Identify the oxidizing agent and reducing agent in the reaction \(\mathrm{IO}_{4}^{-}+7 \mathrm{I}^{-}+8 \mathrm{H}^{+} \rightarrow 4 \mathrm{I}_{2}+4 \mathrm{H}_{2} \mathrm{O}\)

The species involved in the reaction are \(\mathrm{IO}_{4}^{-}\), \(\mathrm{I}^{-}\), \(\mathrm{I}_{2}\), \(\mathrm{H}_{2}\mathrm{O}\), and \(\mathrm{H}^{+}\). We need to find the initial and final oxidation states of iodine in each of these species. We can ignore hydrogen and oxygen as they aren't involved in the redox process in this case. Initial oxidation states: - \(\mathrm{IO}_{4}^{-}\): Iodine has an oxidation state of +7 - \(\mathrm{I}^{-}\): Iodine has an oxidation state of -1 Final oxidation states: - \(\mathrm{I}_{2}\): Iodine has an oxidation state of 0 - \(\mathrm{H}_{2}\mathrm{O}\): Oxygen and hydrogen have oxidation states of -2 and +1, respectively, and there is no iodine in this compound, so we can ignore it.

Oxidation is the process of losing electrons, while reduction is the process of gaining electrons. Now, let's look at the change in oxidation states of the iodine in each species: - \(\mathrm{IO}_{4}^{-}\): Iodine's oxidation state goes from +7 to 0 in \(\mathrm{I}_{2}\). This is a decrease of 7, meaning it gains 7 electrons (reduction process). - \(\mathrm{I}^{-}\): Iodine's oxidation state goes from -1 to 0 in \(\mathrm{I}_{2}\). This is an increase of 1, meaning it loses 1 electron (oxidation process).

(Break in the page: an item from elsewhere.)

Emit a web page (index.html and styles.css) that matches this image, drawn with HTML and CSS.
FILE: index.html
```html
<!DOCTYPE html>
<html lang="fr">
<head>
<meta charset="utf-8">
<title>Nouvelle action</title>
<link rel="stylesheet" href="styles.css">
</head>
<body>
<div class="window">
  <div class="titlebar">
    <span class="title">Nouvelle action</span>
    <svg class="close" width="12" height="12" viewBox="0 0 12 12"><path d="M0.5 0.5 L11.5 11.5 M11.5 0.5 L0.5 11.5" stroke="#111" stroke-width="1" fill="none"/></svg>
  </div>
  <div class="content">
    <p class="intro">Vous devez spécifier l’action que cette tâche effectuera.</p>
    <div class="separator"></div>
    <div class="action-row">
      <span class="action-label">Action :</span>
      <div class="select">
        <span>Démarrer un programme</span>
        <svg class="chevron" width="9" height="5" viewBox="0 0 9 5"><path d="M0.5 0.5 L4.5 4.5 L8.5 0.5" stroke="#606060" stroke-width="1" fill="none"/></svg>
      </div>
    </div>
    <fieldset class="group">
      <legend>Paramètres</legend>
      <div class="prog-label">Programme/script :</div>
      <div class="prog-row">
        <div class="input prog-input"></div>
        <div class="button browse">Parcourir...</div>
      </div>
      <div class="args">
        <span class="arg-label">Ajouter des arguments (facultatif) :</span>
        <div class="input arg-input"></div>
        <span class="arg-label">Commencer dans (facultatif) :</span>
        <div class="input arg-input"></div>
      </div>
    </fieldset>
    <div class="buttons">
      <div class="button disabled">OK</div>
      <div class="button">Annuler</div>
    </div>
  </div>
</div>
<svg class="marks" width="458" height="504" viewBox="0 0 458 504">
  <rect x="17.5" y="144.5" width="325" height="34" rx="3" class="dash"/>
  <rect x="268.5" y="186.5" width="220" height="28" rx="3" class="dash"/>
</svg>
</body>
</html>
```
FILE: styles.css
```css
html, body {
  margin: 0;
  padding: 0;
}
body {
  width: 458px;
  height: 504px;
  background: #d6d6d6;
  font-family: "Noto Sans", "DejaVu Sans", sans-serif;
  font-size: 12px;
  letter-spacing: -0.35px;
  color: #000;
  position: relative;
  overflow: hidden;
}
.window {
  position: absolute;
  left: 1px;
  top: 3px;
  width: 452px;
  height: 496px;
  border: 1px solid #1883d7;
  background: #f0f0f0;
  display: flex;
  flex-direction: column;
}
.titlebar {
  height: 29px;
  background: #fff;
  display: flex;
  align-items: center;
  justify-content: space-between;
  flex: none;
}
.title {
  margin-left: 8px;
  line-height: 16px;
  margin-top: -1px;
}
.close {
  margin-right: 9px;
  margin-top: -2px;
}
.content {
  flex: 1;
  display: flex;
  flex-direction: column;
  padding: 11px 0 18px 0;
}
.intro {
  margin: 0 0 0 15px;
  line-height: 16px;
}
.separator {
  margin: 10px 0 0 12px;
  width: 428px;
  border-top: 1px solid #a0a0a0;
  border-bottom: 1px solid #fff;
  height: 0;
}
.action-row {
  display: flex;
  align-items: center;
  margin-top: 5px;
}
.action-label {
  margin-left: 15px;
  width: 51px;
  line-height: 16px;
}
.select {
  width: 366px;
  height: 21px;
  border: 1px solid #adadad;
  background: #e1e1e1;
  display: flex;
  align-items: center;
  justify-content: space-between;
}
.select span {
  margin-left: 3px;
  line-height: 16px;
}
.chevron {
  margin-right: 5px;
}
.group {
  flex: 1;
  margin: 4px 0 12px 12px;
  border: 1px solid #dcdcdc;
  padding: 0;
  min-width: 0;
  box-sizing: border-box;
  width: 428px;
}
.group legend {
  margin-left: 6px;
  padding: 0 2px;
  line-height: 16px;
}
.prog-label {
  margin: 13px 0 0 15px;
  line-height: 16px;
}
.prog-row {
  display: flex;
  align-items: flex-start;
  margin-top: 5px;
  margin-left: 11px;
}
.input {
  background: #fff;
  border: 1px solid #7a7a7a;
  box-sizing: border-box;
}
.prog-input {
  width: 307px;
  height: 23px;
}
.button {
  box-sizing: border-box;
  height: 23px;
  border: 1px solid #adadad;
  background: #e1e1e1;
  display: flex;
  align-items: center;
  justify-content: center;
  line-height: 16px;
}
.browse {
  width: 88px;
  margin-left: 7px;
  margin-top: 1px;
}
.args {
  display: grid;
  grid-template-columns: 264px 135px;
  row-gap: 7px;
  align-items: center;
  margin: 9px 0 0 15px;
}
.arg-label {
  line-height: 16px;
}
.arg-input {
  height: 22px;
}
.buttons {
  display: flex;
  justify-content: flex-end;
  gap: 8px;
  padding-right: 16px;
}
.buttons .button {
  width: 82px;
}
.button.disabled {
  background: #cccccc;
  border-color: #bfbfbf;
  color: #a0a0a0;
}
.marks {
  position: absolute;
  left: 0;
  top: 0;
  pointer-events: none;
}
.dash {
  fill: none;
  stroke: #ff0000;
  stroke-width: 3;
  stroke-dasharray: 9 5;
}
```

Based on the changes in oxidation states, we can now identify the oxidizing and reducing agents: - Oxidizing agent: The species that gets reduced (gains electrons) is the oxidizing agent. In this case, \(\mathrm{IO}_{4}^{-}\) is the oxidizing agent, as its iodine goes from an oxidation state of +7 to 0. - Reducing agent: The species that gets oxidized (loses electrons) is the reducing agent. In this case, \(\mathrm{I}^{-}\) is the reducing agent, as its iodine goes from an oxidation state of -1 to 0. So, the oxidizing agent is \(\mathrm{IO}_{4}^{-}\), and the reducing agent is \(\mathrm{I}^{-}\).